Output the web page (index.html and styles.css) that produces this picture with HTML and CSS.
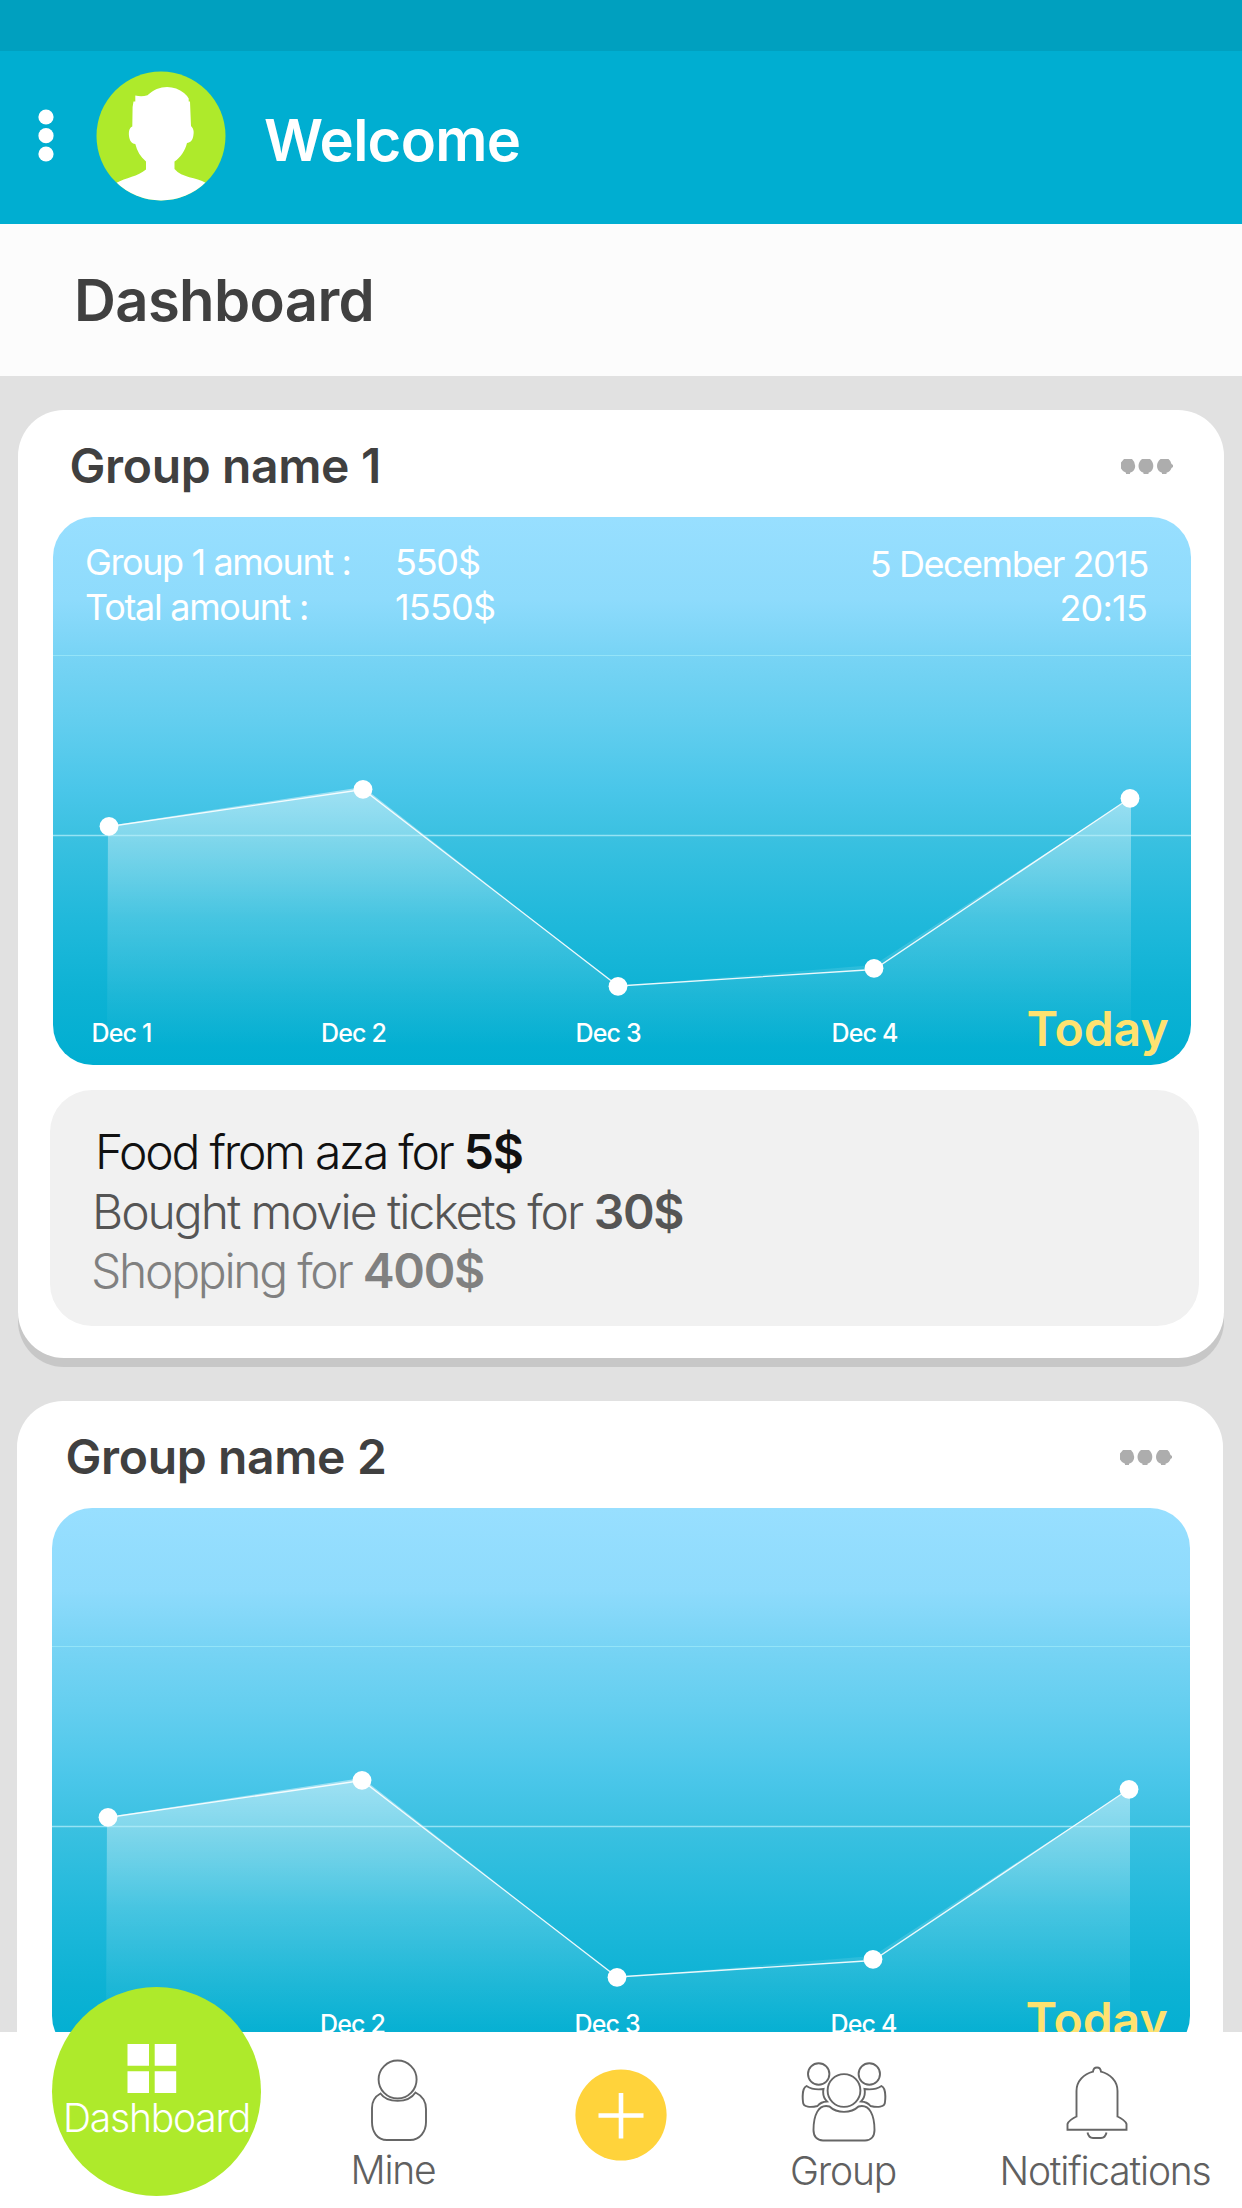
FILE: index.html
```html
<!DOCTYPE html>
<html lang="en">
<head>
<meta charset="utf-8">
<title>Dashboard</title>
<link rel="stylesheet" href="styles.css">
</head>
<body>
<svg class="defs" width="0" height="0" aria-hidden="true">
  <defs>
    <linearGradient id="fade" gradientUnits="userSpaceOnUse" x1="0" y1="272" x2="0" y2="530">
      <stop offset="0" stop-color="#fff" stop-opacity=".47"/>
      <stop offset=".2" stop-color="#fff" stop-opacity=".35"/>
      <stop offset=".5" stop-color="#fff" stop-opacity=".17"/>
      <stop offset="1" stop-color="#fff" stop-opacity="0"/>
    </linearGradient>
    <symbol id="plot" viewBox="0 0 1138 548">
      <path d="M55 309 310 270 565 469 821 448 1078 281V530H54Z" fill="url(#fade)"/>
      <path d="M0 138.5H1138" stroke="#94e4f8" stroke-width="1.2"/>
      <path d="M0 318.500H1138" stroke="#b4eefa" stroke-opacity=".75" stroke-width="1.3"/>
      <path d="M56 309.500 310 272.500 565 469 821 452.500 1077 281" fill="none" stroke="#fff" stroke-opacity=".9" stroke-width="1.3"/>
      <g fill="#fff">
        <circle cx="56" cy="309.300" r="9.400"/>
        <circle cx="310" cy="272.300" r="9.400"/>
        <circle cx="565" cy="469.300" r="9.400"/>
        <circle cx="821" cy="451.300" r="9.400"/>
        <circle cx="1077" cy="281.300" r="9.400"/>
      </g>
    </symbol>
    <symbol id="more" viewBox="0 0 52 16">
      <g fill="#adadad">
        <path d="M3 0H11Q14.200 3 14.200 7 14.200 12 9 13.700V15H5V13.700Q1.500 12.500 0 9.500V3.500Z"/>
        <path d="M21 0H29Q32.300 3 32.300 7 32.300 12 27.500 13.700V15H22.500V13.700Q17.500 12 17.500 7 17.500 3 21 0Z"/>
        <path d="M39.500 0H47.500Q50 2 50.500 5L52 6V8L50.500 9Q49.500 12.500 45.500 13.700V15H41V13.700Q36 12 36 7 36 3 39.500 0Z"/>
      </g>
    </symbol>
  </defs>
</svg>

<div class="screen">
  <div class="status-bar"></div>
  <header class="app-bar">
    <svg class="menu" width="16" height="54" viewBox="0 0 16 54"><g fill="#fff"><circle cx="8" cy="8" r="7.600"/><circle cx="8" cy="26.700" r="7.600"/><circle cx="8" cy="45" r="7.600"/></g></svg>
    <svg class="avatar" width="130" height="130" viewBox="0 0 130 130">
      <clipPath id="disc"><circle cx="65" cy="65" r="64.500"/></clipPath>
      <circle cx="65" cy="65" r="64.500" fill="#aeea2b"/>
      <path clip-path="url(#disc)" fill="#fff" d="M39.300 24.500Q45.500 26 51.500 24.300C62 13.500 78 13.500 88 22Q91 24.500 92.700 27.500V30.500H94L95 55C98 58 98 61 97.300 65 96.500 69.500 94.500 71.500 91 72 89 80 84.500 86.500 78.500 90.500V98C86 107 100 106 110 112V130H20V112C30 106.500 42 105.500 50 98.500V90.500C44.500 86 41 80 39.300 73 35.500 72.500 33.500 69.500 33 65 32.600 60 33.500 56.500 36.300 55.500L36.600 36 37.500 30.500H39.300Z"/>
    </svg>
    <h1 class="welcome">Welcome</h1>
  </header>
  <div class="title-bar"><h2 class="page-title">Dashboard</h2></div>

  <main class="feed">
    <section class="card">
      <div class="card-head">
        <h3 class="group-name">Group name 1</h3>
        <svg class="more" width="52" height="16"><use href="#more"/></svg>
      </div>
      <div class="chart">
        <svg class="plot" width="1138" height="548"><use href="#plot"/></svg>
        <div class="chart-head">
          <dl class="amounts">
            <dt class="a1">Group 1 amount :</dt><dd class="v1">550$</dd>
            <dt class="a2">Total amount :</dt><dd class="v2">1550$</dd>
          </dl>
          <div class="date"><span class="day">5 December 2015</span><span class="time">20:15</span></div>
        </div>
        <div class="axis"><span>Dec 1</span><span>Dec 2</span><span>Dec 3</span><span>Dec 4</span><span class="today">Today</span></div>
      </div>
      <ul class="expenses">
        <li class="e1">Food from aza for <b>5$</b></li>
        <li class="e2">Bought movie tickets for <b>30$</b></li>
        <li class="e3">Shopping for <b>400$</b></li>
      </ul>
    </section>

    <section class="card second">
      <div class="card-head">
        <h3 class="group-name">Group name 2</h3>
        <svg class="more" width="52" height="16"><use href="#more"/></svg>
      </div>
      <div class="chart">
        <svg class="plot" width="1138" height="548"><use href="#plot"/></svg>
        <div class="axis"><span></span><span>Dec 2</span><span>Dec 3</span><span>Dec 4</span><span class="today">Today</span></div>
      </div>
    </section>
  </main>

  <nav class="tabs">
    <a class="tab active">
      <svg class="tiles" width="50" height="50" viewBox="0 0 50 50"><path fill="#fff" d="M.5 0H22V21.700H.5ZM27.700 0H49.200V21.700H27.700ZM.5 27.300H22V49H.5ZM27.700 27.300H49.200V49H27.700Z"/></svg>
      <span class="label l-dash">Dashboard</span>
    </a>
    <a class="tab mine">
      <svg width="58" height="84" viewBox="0 0 58 84" fill="none" stroke="#666" stroke-width="1.900">
        <circle cx="27.600" cy="21.500" r="19"/>
        <path d="M10.500 35.500C17 45 38 46 45.500 34.500 52.500 38 56 43.500 56 51V64C56 73.500 50 82 40 82H17C7 82 2 73.500 2 64V50C2 43.500 5 38.500 10.500 35.500Z"/>
      </svg>
      <span class="label l-mine">Mine</span>
    </a>
    <a class="tab add">
      <svg width="92" height="92" viewBox="0 0 92 92"><circle cx="46" cy="46" r="45.600" fill="#ffd33b"/><path d="M23.500 46.500H68.500M46 24V69.500" stroke="#fff" stroke-width="4.600"/></svg>
    </a>
    <a class="tab group">
      <svg width="86" height="80" viewBox="0 0 86 80" fill="none" stroke="#666" stroke-width="1.900">
        <circle cx="17.700" cy="12" r="10.700"/><circle cx="68.300" cy="12" r="10.700"/>
        <circle cx="43" cy="28.500" r="16.400"/>
        <path d="M5.500 24C10 27 16 28 22.500 27 21.500 32 22.500 36 26 39.500 21 39.700 18.500 41.500 16.500 44 10 45.500 2 45.500 2 40 1.200 33 2 25.500 5.500 24Z"/>
        <path d="M80.500 24C76 27 70 28 63.500 27 64.500 32 63.500 36 60 39.500 65 39.700 67.500 41.500 69.500 44 76 45.500 84 45.500 84 40 84.800 33 84 25.500 80.500 24Z"/>
        <path d="M28.500 44.500C36 51.700 50 51.700 57.500 44.500 69 41.500 73.500 54 73.500 68 73.500 74.500 70 78.500 64 78.500H22C16 78.500 12.500 74.500 12.500 68 12.500 54 17 41.500 28.500 44.500Z"/>
      </svg>
      <span class="label l-group">Group</span>
    </a>
    <a class="tab bell">
      <svg width="62" height="74" viewBox="0 0 62 74" fill="none" stroke="#666" stroke-width="1.900">
        <path d="M1.500 63.800H60.500V58C60 55.500 55 52 51.500 50.500V25C51.500 15 44 8 35 5.700 34.500 0 27.500 0 27 5.700 18 8 10.500 15 10.500 25V50.500C7 52 2 55.500 1.500 58Z"/>
        <path d="M21.500 66.500C22.500 71 25 72 27 72H35C37 72 39.500 71 40.500 66.500"/>
      </svg>
      <span class="label l-bell">Notifications</span>
    </a>
  </nav>
</div>
</body>
</html>
```

FILE: styles.css
```css
* { box-sizing: border-box; margin: 0; padding: 0; }
body { font-family: Inter, "Liberation Sans", sans-serif; background: #e1e1e1; }
svg { display: block; flex: none; }
.defs { position: absolute; }
.screen { width: 1242px; height: 2208px; display: flex; flex-direction: column; overflow: hidden; }

.status-bar { flex: none; height: 51px; background: #00a0bf; }
.app-bar { flex: none; height: 173px; background: #00aed1; display: flex; align-items: center; padding-left: 37.500px; }
.menu { margin-top: -4px; }
.avatar { margin: -4px 0 0 42px; }
.welcome { margin: 4px 0 0 38.500px; font-size: 58px; font-weight: 600; color: #fff; white-space: nowrap; letter-spacing: -.7px; }
.title-bar { flex: none; height: 152px; background: #fcfcfc; display: flex; align-items: center; padding-left: 74px; }
.page-title { font-size: 58px; font-weight: 600; color: #404040; letter-spacing: -.65px; }

.feed { flex: 1; min-height: 0; overflow: hidden; padding: 34px 18px 0; }
.card { width: 1206px; height: 947.500px; background: #fff; border-radius: 46px; box-shadow: 0 9px 0 #c7c7c7; padding: 0 25px 0 35px; margin-bottom: 43.500px; }
.second { margin-left: -1px; }
.card-head { height: 107px; display: flex; align-items: center; justify-content: space-between; padding: 4px 26px 0 16.500px; }
.group-name { font-size: 48px; font-weight: 600; color: #404040; letter-spacing: -.35px; white-space: nowrap; }
.second .group-name { margin-left: -3px; }
.more { margin-top: 2px; }

.chart { position: relative; width: 1138px; height: 548px; border-radius: 40px; padding: 24px 44px 0 32px; display: flex; flex-direction: column; justify-content: space-between;
  background: linear-gradient(#98dfff 0, #8edbfc 15%, #78d4f5 25%, #63ceef 37%, #49c6e9 50%, #3bc1e1 58%, #21b9db 73%, #0db2d4 87%, #00aed1 100%); }
.second .chart { justify-content: flex-end; }
.plot { position: absolute; left: 0; top: 0; }
.chart-head { position: relative; display: flex; justify-content: space-between; font-size: 36px; font-weight: 400; line-height: 43.500px; color: #fff; white-space: nowrap; }
.amounts { display: grid; grid-template-columns: 310px auto; }
.a1 { letter-spacing: -1.400px; }
.a2 { letter-spacing: -1.300px; }
.v1 { letter-spacing: -1.200px; }
.v2 { letter-spacing: -.8px; }
.date { display: flex; flex-direction: column; align-items: flex-end; padding-top: 2px; }
.day { letter-spacing: -1.450px; margin-right: -1px; }
.time { letter-spacing: -.8px; }
.axis { position: relative; display: grid; grid-template-columns: 229.500px 254.500px 256px 195px 1fr; height: 69px; margin-left: 6.500px; font-size: 25px; font-weight: 550; line-height: 75px; letter-spacing: -.85px; color: #fff; white-space: nowrap; }
.today { font-size: 48px; font-weight: 600; line-height: 66px; letter-spacing: 0; color: #ffe270; }

.expenses { list-style: none; width: 1149px; height: 236px; margin: 25px 0 0 -3px; padding: 32px 0 0 43px; border-radius: 42px; background: #f1f1f1; font-size: 48px; font-weight: 300; line-height: 59.500px; white-space: nowrap; }
.expenses b { font-weight: 600; letter-spacing: -1.300px; }
.e1 { color: #111; margin-left: 2px; letter-spacing: -2.250px; }
.e2 { color: #555; margin-left: -1px; letter-spacing: -2.040px; }
.e3 { color: #808080; margin-left: -2px; letter-spacing: -2.280px; }

.tabs { flex: none; position: relative; height: 176px; background: #fff; display: grid; grid-template-columns: 313px 162px 292px 154px 321px; }
.tab { display: flex; flex-direction: column; align-items: center; color: #606060; }
.label { font-size: 39px; font-weight: 300; line-height: 46px; letter-spacing: -1.200px; white-space: nowrap; }
.active { justify-self: center; width: 209px; height: 209px; margin-top: -45px; border-radius: 50%; background: #aeea2b; color: #fff; padding-top: 57px; }
.tiles { margin-left: -9px; }
.l-dash { margin-top: 1px; }
.mine { padding-top: 26px; }
.mine svg { margin-left: 9px; }
.l-mine { margin-top: 5px; margin-left: -2px; }
.add { padding-top: 37px; }
.group { padding-top: 30px; }
.l-group { margin-top: 6px; margin-left: -2px; }
.bell { padding: 34px 0 0 49px; }
.bell svg { margin-left: -18px; }
.l-bell { margin-top: 8px; margin-left: -2px; }
```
□ □ □
Given task: In the data above, how many lines contain the string "index"? Answer with the number only.

Final result: 2